В начале 90-х мне выпало счастье ненадолго приехать в Сергиевскую. Дом, где еще в начале 60-х годов поселилась чета недавних выпускников Суриковского института — Джанна Тутунджан и Николай Баскаков, — оказался на самом берегу Сухоны. Трудно найти место краше, вольнее и надежнее.
Но городскую восторженность мне пришлось быстро унять. Сергиевская и до перестройки жила трудно, а в новые времена ее беды уже не сменялись редкими праздниками. Снова пахали на горючих слезах и все чаще провожали односельчан на погост.
Я об Пашеньке
никогда на людях
не ревлю…
Погляжу,
как на погосте
нет никово, —
и накричусь,
как мне надо…
Мы пришли тогда на погост с ромашками, чтобы положить их на могилы односельчан Джанны Таджатовны, героев ее картин. На обратном пути художница рассказывала мне, как она впервые увидела свою Серговку:
— …В жаркое лето шестьдесят второго мы поплыли на Север. Пересаживались с парохода на пароход, с больших на маленькие. Потом и вовсе на плоту плыли. А с плотом получилось так. Я смотрела на чайку, а Коля заметил это и говорит: “Хочешь так же?” — “Хочу!” На берегу он собрал плот, и мы поплыли сами по себе. Как-то задремала, потом просыпаюсь: вода плещет у глаз и встает на берегу деревня… У меня мечта была такая — побывать во всех странах, перерисовать всех людей. Всю Россию хотела пройти, до моря. Но вот как дошла до Сергиевской, так поняла: дальше идти не надо.

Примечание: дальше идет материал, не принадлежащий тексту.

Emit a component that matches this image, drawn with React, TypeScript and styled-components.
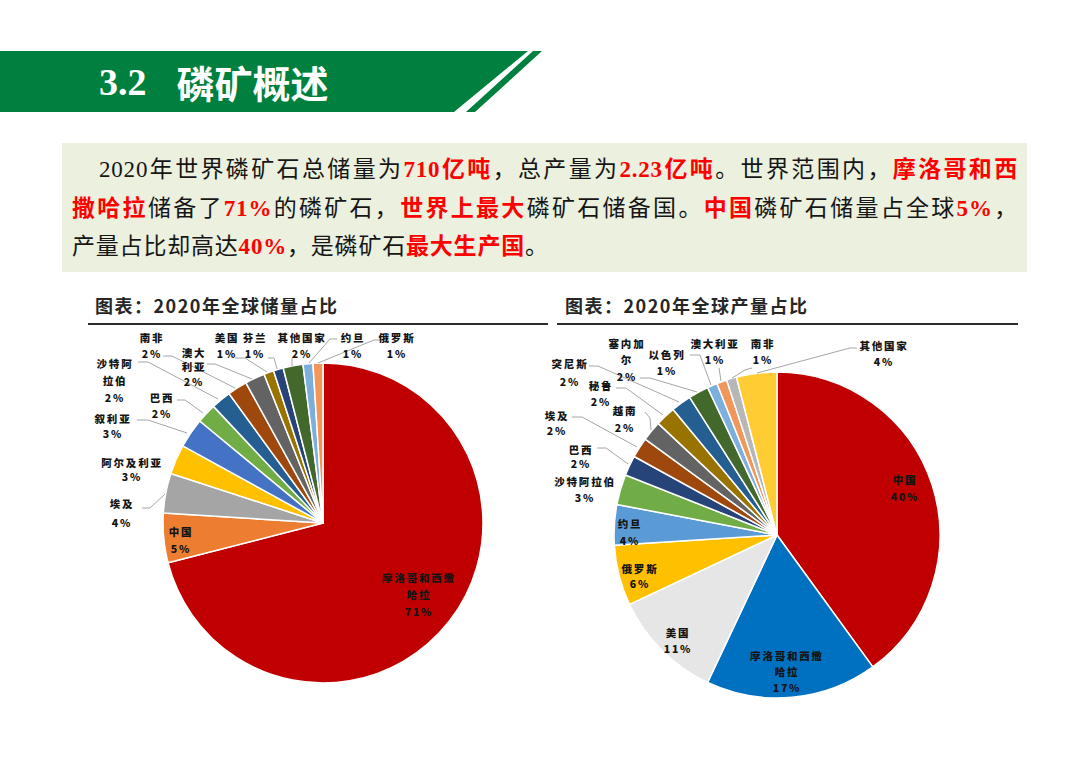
import type { FC } from "react";
import styled, { createGlobalStyle } from "styled-components";

const GlobalStyle = createGlobalStyle`
  html, body {
    margin: 0;
    padding: 0;
    background: #ffffff;
  }
  body {
    width: 1080px;
    height: 764px;
    overflow: hidden;
    font-family: "Noto Sans CJK SC", "Noto Sans", sans-serif;
  }
`;

const Page = styled.div`
  width: 1080px;
  height: 764px;
  display: flex;
  flex-direction: column;
`;

const Banner = styled.div`
  margin-top: 51px;
  width: 545px;
  height: 61px;
  box-sizing: border-box;
  padding-left: 99px;
  display: flex;
  align-items: center;
  gap: 30px;
  background: #00803e;
  color: #ffffff;
  clip-path: polygon(evenodd, 0 0, 528px 0, 454px 100%, 466px 100%, 533px 0, 542px 0, 475px 100%, 0 100%);
`;

const SectionNo = styled.span`
  font-family: "Liberation Serif", serif;
  font-weight: 700;
  font-size: 38px;
  line-height: 1;
`;

const SectionName = styled.span`
  font-family: "Noto Sans CJK SC", sans-serif;
  font-weight: 700;
  font-size: 38px;
  line-height: 1;
`;

const Summary = styled.div`
  margin: 31px 0 0 62px;
  width: 965px;
  height: 129px;
  box-sizing: border-box;
  padding: 8px 9px 0 10px;
  background: #ebf0df;
  font-family: "Liberation Serif", "Noto Sans CJK SC", serif;
  font-size: 23px;
  line-height: 38.5px;
  letter-spacing: 0.8px;
  color: #161616;
`;

const Line = styled.div<{ $indent?: boolean; $full?: boolean }>`
  text-indent: ${p => (p.$indent ? "27px" : "0")};
  text-align: ${p => (p.$full ? "justify" : "left")};
  text-align-last: ${p => (p.$full ? "justify" : "auto")};
`;

const Red = styled.span`
  color: #ff0000;
  font-weight: 700;
`;

const ChartRow = styled.div`
  display: flex;
  gap: 9px;
  margin: 21px 0 0 88px;
`;

const ChartPanel = styled.div<{ $width: number }>`
  width: ${p => p.$width}px;
  display: flex;
  flex-direction: column;
`;

const ChartTitle = styled.div<{ $inset: number }>`
  padding-left: ${p => p.$inset}px;
  font-family: "Noto Sans CJK SC", sans-serif;
  font-weight: 700;
  font-size: 18px;
  line-height: 24px;
  letter-spacing: 1.5px;
  color: #262626;
`;

const Rule = styled.div`
  margin-top: 6px;
  height: 2px;
  background: #2b2b2b;
`;

const PieSvg = styled.svg`
  display: block;
  overflow: visible;
`;

const LabelText = styled.text`
  font-family: "Noto Sans CJK SC", sans-serif;
  font-size: 10.5px;
  font-weight: 900;
  letter-spacing: 1.8px;
  fill: #141414;
`;

type Slice = { value: number; color: string };
type Label = { lines: string[]; x: number; y: number; dy?: number; leader?: [number, number][] };

const point = (cx: number, cy: number, r: number, f: number) => {
  const a = f * 2 * Math.PI;
  return [cx + r * Math.sin(a), cy - r * Math.cos(a)];
};

const slicePath = (cx: number, cy: number, r: number, f0: number, f1: number) => {
  const [x0, y0] = point(cx, cy, r, f0);
  const [x1, y1] = point(cx, cy, r, f1);
  const large = f1 - f0 > 0.5 ? 1 : 0;
  return `M${cx},${cy} L${x0},${y0} A${r},${r} 0 ${large} 1 ${x1},${y1} Z`;
};

interface PieProps {
  x0: number;
  width: number;
  cx: number;
  cy: number;
  r: number;
  slices: Slice[];
  labels: Label[];
}

const TOP = 325;
const HEIGHT = 385;

const Pie: FC<PieProps> = ({ x0, width, cx, cy, r, slices, labels }) => {
  let acc = 0;
  return (
    <PieSvg width={width} height={HEIGHT} viewBox={`${x0} ${TOP} ${width} ${HEIGHT}`}>
      {slices.map((s, i) => {
        const f0 = acc / 100;
        acc += s.value;
        const f1 = acc / 100;
        return <path key={i} d={slicePath(cx, cy, r, f0, f1)} fill={s.color} stroke="#ffffff" strokeWidth={1.5} strokeLinejoin="round" />;
      })}
      {labels.map((l, i) =>
        l.leader ? (
          <polyline key={`l${i}`} points={l.leader.map(p => p.join(",")).join(" ")} fill="none" stroke="#a6a6a6" strokeWidth={1} />
        ) : null
      )}
      {labels.map((l, i) =>
        l.lines.map((t, j) => (
          <LabelText key={`t${i}-${j}`} x={l.x} y={l.y + j * (l.dy ?? 16)} textAnchor="middle" dominantBaseline="central">
            {t}
          </LabelText>
        ))
      )}
    </PieSvg>
  );
};

const reserveSlices: Slice[] = [
  { value: 71, color: "#c00000" },
  { value: 5, color: "#ed7d31" },
  { value: 4, color: "#a5a5a5" },
  { value: 3, color: "#ffc000" },
  { value: 3, color: "#4472c4" },
  { value: 2, color: "#70ad47" },
  { value: 2, color: "#255e91" },
  { value: 2, color: "#9e480e" },
  { value: 2, color: "#636363" },
  { value: 1, color: "#997300" },
  { value: 1, color: "#264478" },
  { value: 2, color: "#43682b" },
  { value: 1, color: "#7cafdd" },
  { value: 1, color: "#f1975a" },
];

const reserveLabels: Label[] = [
  { lines: ["摩洛哥和西撒", "哈拉", "71%"], x: 419, y: 577, dy: 17 },
  { lines: ["中国", "5%"], x: 181, y: 531, dy: 17 },
  { lines: ["埃及", "4%"], x: 122, y: 503, dy: 19, leader: [[142, 508], [150, 508], [165, 494]] },
  { lines: ["阿尔及利亚", "3%"], x: 132, y: 462, dy: 14 },
  { lines: ["叙利亚", "3%"], x: 113, y: 418, dy: 15, leader: [[137, 420], [148, 420], [187, 433]] },
  { lines: ["巴西", "2%"], x: 162, y: 397, dy: 16, leader: [[177, 400], [185, 400], [203, 413]] },
  { lines: ["沙特阿", "拉伯", "2%"], x: 115, y: 363, dy: 17, leader: [[138, 362], [148, 362], [218, 399]] },
  { lines: ["南非", "2%"], x: 152, y: 337, dy: 16, leader: [[163, 356], [172, 356], [235, 388]] },
  { lines: ["澳大", "利亚", "2%"], x: 194, y: 352, dy: 14.5, leader: [[207, 364], [215, 364], [252, 379]] },
  { lines: ["美国", "1%"], x: 227, y: 337, dy: 16, leader: [[235, 358], [245, 358], [267, 372]] },
  { lines: ["芬兰", "1%"], x: 255, y: 337, dy: 16, leader: [[268, 358], [274, 358], [277, 369]] },
  { lines: ["其他国家", "2%"], x: 302, y: 337, dy: 16, leader: [[292, 358], [292, 366]] },
  { lines: ["约旦", "1%"], x: 353, y: 337, dy: 16, leader: [[337, 339], [330, 339], [309, 363]] },
  { lines: ["俄罗斯", "1%"], x: 397, y: 337, dy: 16, leader: [[380, 340], [374, 340], [318, 363]] },
];

const outputSlices: Slice[] = [
  { value: 40, color: "#c00000" },
  { value: 17, color: "#0070c0" },
  { value: 11, color: "#e7e6e6" },
  { value: 6, color: "#ffc000" },
  { value: 4, color: "#5b9bd5" },
  { value: 3, color: "#70ad47" },
  { value: 2, color: "#264478" },
  { value: 2, color: "#9e480e" },
  { value: 2, color: "#636363" },
  { value: 2, color: "#997300" },
  { value: 2, color: "#255e91" },
  { value: 2, color: "#43682b" },
  { value: 1, color: "#7cafdd" },
  { value: 1, color: "#f1975a" },
  { value: 1, color: "#b7b7b7" },
  { value: 4, color: "#ffcd33" },
];

const outputLabels: Label[] = [
  { lines: ["中国", "40%"], x: 905, y: 479, dy: 17 },
  { lines: ["摩洛哥和西撒", "哈拉", "17%"], x: 787, y: 655, dy: 16 },
  { lines: ["美国", "11%"], x: 678, y: 632, dy: 16 },
  { lines: ["俄罗斯", "6%"], x: 640, y: 568, dy: 15 },
  { lines: ["约旦", "4%"], x: 630, y: 523, dy: 17 },
  { lines: ["沙特阿拉伯", "3%"], x: 585, y: 481, dy: 16 },
  { lines: ["巴西", "2%"], x: 581, y: 449, dy: 14, leader: [[597, 448], [606, 448], [628, 464]] },
  { lines: ["埃及", "2%"], x: 557, y: 415, dy: 15, leader: [[572, 417], [582, 417], [637, 447]] },
  { lines: ["越南", "2%"], x: 625, y: 410, dy: 17, leader: [[645, 412], [650, 418], [651, 430]] },
  { lines: ["秘鲁", "2%"], x: 601, y: 385, dy: 16, leader: [[616, 388], [626, 388], [663, 415]] },
  { lines: ["突尼斯", "2%"], x: 570, y: 363, dy: 18, leader: [[589, 366], [598, 366], [679, 402]] },
  { lines: ["塞内加", "尔", "2%"], x: 627, y: 343, dy: 16.5, leader: [[640, 378], [650, 378], [697, 392]] },
  { lines: ["以色列", "1%"], x: 667, y: 354, dy: 16, leader: [[690, 355], [700, 355], [711, 385]] },
  { lines: ["澳大利亚", "1%"], x: 715, y: 343, dy: 16, leader: [[719, 368], [721, 381]] },
  { lines: ["南非", "1%"], x: 763, y: 343, dy: 16, leader: [[752, 368], [745, 370], [732, 378]] },
  { lines: ["其他国家", "4%"], x: 884, y: 345, dy: 16, leader: [[857, 348], [850, 348], [757, 373]] },
];

export default function App() {
  return (
    <Page>
      <GlobalStyle />
      <Banner>
        <SectionNo>3.2</SectionNo>
        <SectionName>磷矿概述</SectionName>
      </Banner>
      <Summary>
        <Line $indent $full>
          2020年世界磷矿石总储量为<Red>710亿吨</Red>，总产量为<Red>2.23亿吨</Red>。世界范围内，<Red>摩洛哥和西</Red>
        </Line>
        <Line $full>
          <Red>撒哈拉</Red>储备了<Red>71%</Red>的磷矿石，<Red>世界上最大</Red>磷矿石储备国。<Red>中国</Red>磷矿石储量占全球<Red>5%</Red>，
        </Line>
        <Line>
          产量占比却高达<Red>40%</Red>，是磷矿石<Red>最大生产国</Red>。
        </Line>
      </Summary>
      <ChartRow>
        <ChartPanel $width={460}>
          <ChartTitle $inset={7}>图表：2020年全球储量占比</ChartTitle>
          <Rule />
          <Pie x0={88} width={460} cx={323} cy={523} r={160} slices={reserveSlices} labels={reserveLabels} />
        </ChartPanel>
        <ChartPanel $width={461}>
          <ChartTitle $inset={8}>图表：2020年全球产量占比</ChartTitle>
          <Rule />
          <Pie x0={557} width={461} cx={777} cy={535} r={163} slices={outputSlices} labels={outputLabels} />
        </ChartPanel>
      </ChartRow>
    </Page>
  );
}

Алексей Решетов. Собрание сочинений в 3-х томах. Екатеринбург, “Банк культурной информации”, 2004. Т. 1. Стихотворения. 1957 — 1987. 470 стр. Т. 2. Стихотворения. 1988 — 2002. Поэмы. Из неопубликованных стихов. 455 стр. Т. 3. Проза. 267 стр.
“Мои стихи для тех, кто одинок…” Когда три года назад из Екатеринбурга пришла горькая весть о кончине Алексея Леонидовича Решетова, то скорбь умножалась от мысли, что тихие решетовские читатели вскоре рассеются в кутерьме будней, а память о поэте ограничится вздохами немногих ценителей. Это почему-то казалось неизбежным. Тем более, что Решетов всегда был в стороне от “магистральных” путей.